‘Hearing’ hip dysplasia in infants

‘Hearing’ hip dysplasia in infants

Date: February 19, 2019

An electronic acoustic sensor that can detect hip dysplasia in newborn babies could better equip doctors to identify the condition – and reduce the need for children to have corrective surgery after late diagnosis.

Daniel Perry, a consultant surgeon at Liverpool’s Alder Hey Children’s Hospital is leading the project, called SHINE – Screening the Hips In NEwborns. Researchers at Liverpool John Moores University are contributing technical expertise required to develop the prototype device and the IKC is supporting the project’s commercial development. The work is funded by Arthritis Research UK as part of its commitment to preventing the onset of osteoarthritis.

“The tools that clinicians currently have for detecting hip dysplasia are pretty poor and even if the baby’s family has spotted that something is amiss, it can be hard to get a diagnosis,” explains Mr Perry. “The tool that we’re developing is relatively straightforward and inexpensive to implement and could completely transform the way babies are tested for this condition.”

Hip dysplasia affects between one and three babies out of every thousand born in the UK each year. If caught early, it can usually be treated with a simple harness to correct the displacement, which can be removed after a few weeks.

Doctors assess newborns for the condition as part of a routine clinical examination. An ultrasound screening will follow if any abnormality is detected.

Despite these tests, around two thirds of cases are not detected at this early stage.
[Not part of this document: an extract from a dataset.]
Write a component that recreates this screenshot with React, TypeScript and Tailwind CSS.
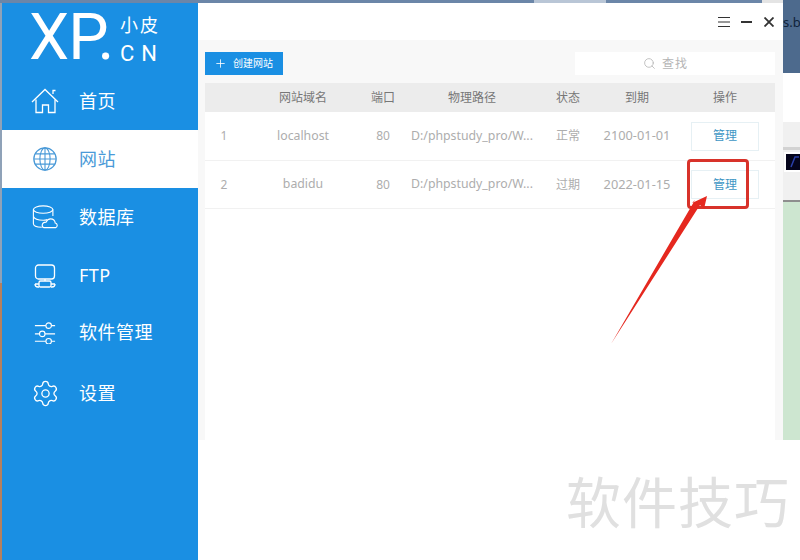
import { Plus, Search, Settings } from 'lucide-react';
import type { ReactNode } from 'react';

const font = "font-['Noto_Sans','Noto_Sans_CJK_SC',sans-serif]";

const HomeIcon = () => (
  <svg width="28" height="26" viewBox="0 0 28 26" fill="none" stroke="currentColor" strokeWidth="1.3">
    <path d="M1 14 14 1.5 27 14" />
    <path d="M22 6V2.5h2.5" />
    <path d="M5 11.5V24.5h6.5V17h6v7.5H24V11.5" />
  </svg>
);

const GlobeIcon = () => (
  <svg width="26" height="26" viewBox="0 0 28 28" fill="none" stroke="currentColor" strokeWidth="1.2">
    <circle cx="14" cy="14" r="12" strokeWidth="1.4" />
    <ellipse cx="14" cy="14" rx="5.5" ry="12" />
    <path d="M14 2v24M3.5 8.5h21M2 14h24M3.5 19.5h21" />
  </svg>
);

const DatabaseIcon = () => (
  <svg width="26" height="26" viewBox="0 0 28 26" fill="none" stroke="currentColor" strokeWidth="1.2">
    <ellipse cx="12" cy="5" rx="10.5" ry="4" />
    <path d="M1.5 5v15c0 2.500 4 4 9 4M22.500 5v7M1.500 12.500c1 2.500 5 4 10.500 4 2 0 3-.2 4.500-.7" />
    <path d="M13 24.500h12.500c2.500-1 2-4.500-.5-5-.3-3-2.500-4.500-5-4.500-2.500 0-4 1.500-4.800 3.500-2.500 0-4.200 1.500-4.200 3.500 0 1.300 1 2.500 2 2.500z" />
  </svg>
);

const ServerIcon = () => (
  <svg width="22" height="24" viewBox="0 0 22 24" fill="none" stroke="currentColor" strokeWidth="1.3">
    <rect x="1.500" y="1" width="19" height="14" rx="3" />
    <path d="M11 15v2M1 20h4M17 20h4" />
    <rect x="5" y="17" width="12" height="6" rx="1.500" />
    <path d="M1 20c0 2 1 3 3 3h1M21 20c0 2-1 3-3 3h-1" />
  </svg>
);

const SlidersIcon = () => (
  <svg width="24" height="22" viewBox="0 0 26 24" fill="none" stroke="currentColor" strokeWidth="1.2">
    <path d="M2 4h12M20 4h4M2 13h5M13 13h11M2 21h12M20 21h4" />
    <circle cx="17" cy="4" r="3" />
    <circle cx="10" cy="13" r="3" />
    <circle cx="17" cy="21" r="3" />
  </svg>
);

const menu: { name: string; icon: ReactNode; height: string; active?: boolean }[] = [
  { name: '首页', icon: <HomeIcon />, height: 'h-[58px]' },
  { name: '网站', icon: <GlobeIcon />, height: 'h-[58px]', active: true },
  { name: '数据库', icon: <DatabaseIcon />, height: 'h-[58px]' },
  { name: 'FTP', icon: <ServerIcon />, height: 'h-[59px]' },
  { name: '软件管理', icon: <SlidersIcon />, height: 'h-[55px]' },
  { name: '设置', icon: <Settings size={29} strokeWidth={1.1} />, height: 'h-[66px]' },
];

const rows = [
  { id: 1, domain: 'localhost', port: 80, path: 'D:/phpstudy_pro/W...', status: '正常', expire: '2100-01-01' },
  { id: 2, domain: 'badidu', port: 80, path: 'D:/phpstudy_pro/W...', status: '过期', expire: '2022-01-15' },
];

const columns = 'grid grid-cols-[38px_120px_40px_138px_54px_84px_92px_4px] items-center text-center text-xs';

function Sidebar() {
  return (
    <aside className="w-[196px] h-[557px] bg-[#1a8fe3] text-white shrink-0">
      <div className="h-[69px] pl-[27px] flex items-start">
        <span className="font-['Roboto',sans-serif] font-normal text-[64px] leading-[70px] tracking-[-1px] w-[91px] whitespace-nowrap">XP.</span>
        <div className="mt-[10px]">
          <div className="text-[18px] leading-[24px] tracking-[2px] whitespace-nowrap">小皮</div>
          <div className="font-['Roboto',sans-serif] text-[22px] leading-[26px] mt-[4px] tracking-[7px] whitespace-nowrap">CN</div>
        </div>
      </div>
      <nav>
        {menu.map((item) => (
          <div
            key={item.name}
            className={`${item.height} pl-[28px] flex items-center ${item.active ? 'bg-white text-[#4a9ad8]' : ''}`}
          >
            <div className="w-[30px] flex justify-center">{item.icon}</div>
            <span className="ml-[19px] text-[18px] tracking-[0.5px]">{item.name}</span>
          </div>
        ))}
      </nav>
    </aside>
  );
}

function Toolbar() {
  return (
    <div className="h-[37px] flex items-center justify-end gap-[11px] pr-[9px] text-[#333]">
      <svg width="12" height="10" viewBox="0 0 12 10" stroke="currentColor" strokeWidth="1">
        <path d="M0 .5h12M0 5h12M0 9.500h12" />
      </svg>
      <div className="w-[11px] h-[2px] bg-[#333]" />
      <svg width="10" height="10" viewBox="0 0 10 10" stroke="currentColor" strokeWidth="1.800" className="ml-[1px]">
        <path d="M.5.500l9 9M9.500.500l-9 9" />
      </svg>
    </div>
  );
}

function SiteTable() {
  return (
    <div className="flex-1 bg-white">
      <div className={`${columns} h-[29px] bg-[#ececec] text-[#777]`}>
        <div />
        <div>网站域名</div>
        <div>端口</div>
        <div>物理路径</div>
        <div>状态</div>
        <div>到期</div>
        <div>操作</div>
      </div>
      {rows.map((row, i) => (
        <div key={row.id} className={`${columns} ${i === 0 ? 'h-[49px]' : 'h-[48px]'} border-b border-[#f1f1f1] text-[#adadad]`}>
          <div>{row.id}</div>
          <div className="text-[12.300px]">{row.domain}</div>
          <div>{row.port}</div>
          <div className="text-[12.300px] whitespace-nowrap">{row.path}</div>
          <div>{row.status}</div>
          <div className="text-[12.800px]">{row.expire}</div>
          <div className="flex justify-center">
            <button className="w-[68px] h-[29px] border border-[#e6f0f4] text-[#3d96c4] bg-white">管理</button>
          </div>
        </div>
      ))}
    </div>
  );
}

function RightBackdrop() {
  return (
    <div className="w-[17px] h-[557px] flex flex-col shrink-0 overflow-hidden">
      <div className="h-[70px] bg-[#4d6a8d] text-[13px] leading-[38px] text-[#10233a] whitespace-nowrap">s.ba</div>
      <div className="h-[49px] bg-white" />
      <div className="h-[25px] bg-[#f0f0f0]" />
      <div className="h-[3px] bg-[#d2d2d2]" />
      <div className="h-[25px] bg-[#f0f0f0] pt-[2px] pl-[1px]">
        <div className="h-[20px] border-2 border-r-0 border-white bg-[#05051c] pl-[4px]">
          <svg width="10" height="14" viewBox="0 0 10 14" fill="none" stroke="#2a3fa8" strokeWidth="1.500">
            <path d="M1 13 5 3h4" />
          </svg>
        </div>
      </div>
      <div className="h-[25px] bg-[#f0f0f0]" />
      <div className="h-[2px] bg-[#8e8e8e]" />
      <div className="h-[238px] bg-[#cde6d0]" />
      <div className="flex-1 bg-white" />
    </div>
  );
}

export default function App() {
  return (
    <div className={`relative w-[800px] h-[560px] overflow-hidden bg-white ${font}`}>
      <div className="h-[3px] flex">
        <div className="w-[534px] bg-[#6b86a8]" />
        <div className="w-[72px] bg-[#b9c6d6]" />
        <div className="w-[156px] bg-[#6b86a8]" />
        <div className="w-[21px] bg-[#e4e4e4]" />
        <div className="flex-1 bg-[#4d6a8d]" />
      </div>
      <div className="flex">
        <div className="w-[2px] h-[557px] shrink-0 flex flex-col">
          <div className="h-[280px] bg-[#8fa2b8]" />
          <div className="flex-1 bg-[#b5805f]" />
        </div>
        <Sidebar />
        <main className="w-[585px] h-[557px] bg-white shrink-0">
          <Toolbar />
          <div className="h-[400px] bg-[#f8f8f8] pl-[7px] pr-[8px] pt-[12px] flex flex-col">
            <div className="flex justify-between h-[23px] mb-[8px]">
              <button className="w-[78px] bg-[#1a8fe3] text-white flex items-center pl-[9px] text-[10px]">
                <Plus size={13} strokeWidth={1.5} />
                <span className="ml-[6px]">创建网站</span>
              </button>
              <div className="w-[200px] bg-white flex items-center pl-[68px] text-xs text-[#b5b5b5]">
                <Search size={13} strokeWidth={1.5} />
                <span className="ml-[6px] tracking-[1px]">查找</span>
              </div>
            </div>
            <SiteTable />
          </div>
        </main>
        <RightBackdrop />
      </div>

      {/* annotation over the screenshot */}
      <div className="absolute left-[687px] top-[159px] w-[62px] h-[50px] border-[3px] border-[#d8322a] rounded-[4px]" />
      <svg className="absolute left-0 top-0" width="800" height="560" fill="#e5281f">
        <polygon points="707,196 704,209 700,205 611,344 695,200 692,203" />
      </svg>

      <div className="absolute left-[566px] top-[460px] text-[55px] leading-[78px] tracking-[1px] text-[#e0e0e0] font-['Noto_Sans_CJK_SC',sans-serif] whitespace-nowrap">
        软件技巧
      </div>
    </div>
  );
}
Babies who aren’t diagnosed within the first few months commonly need surgery to reset the ball of the femur back into the hip socket. Procedures can be complex and require the patient to spend several months in spica casts – also called plaster trousers. Late treatment of hip dysplasia can also lead to osteoarthritis later in life.

The development of new technology could not only save huge disruption and distress to families, but it could also represent a significant saving to the NHS.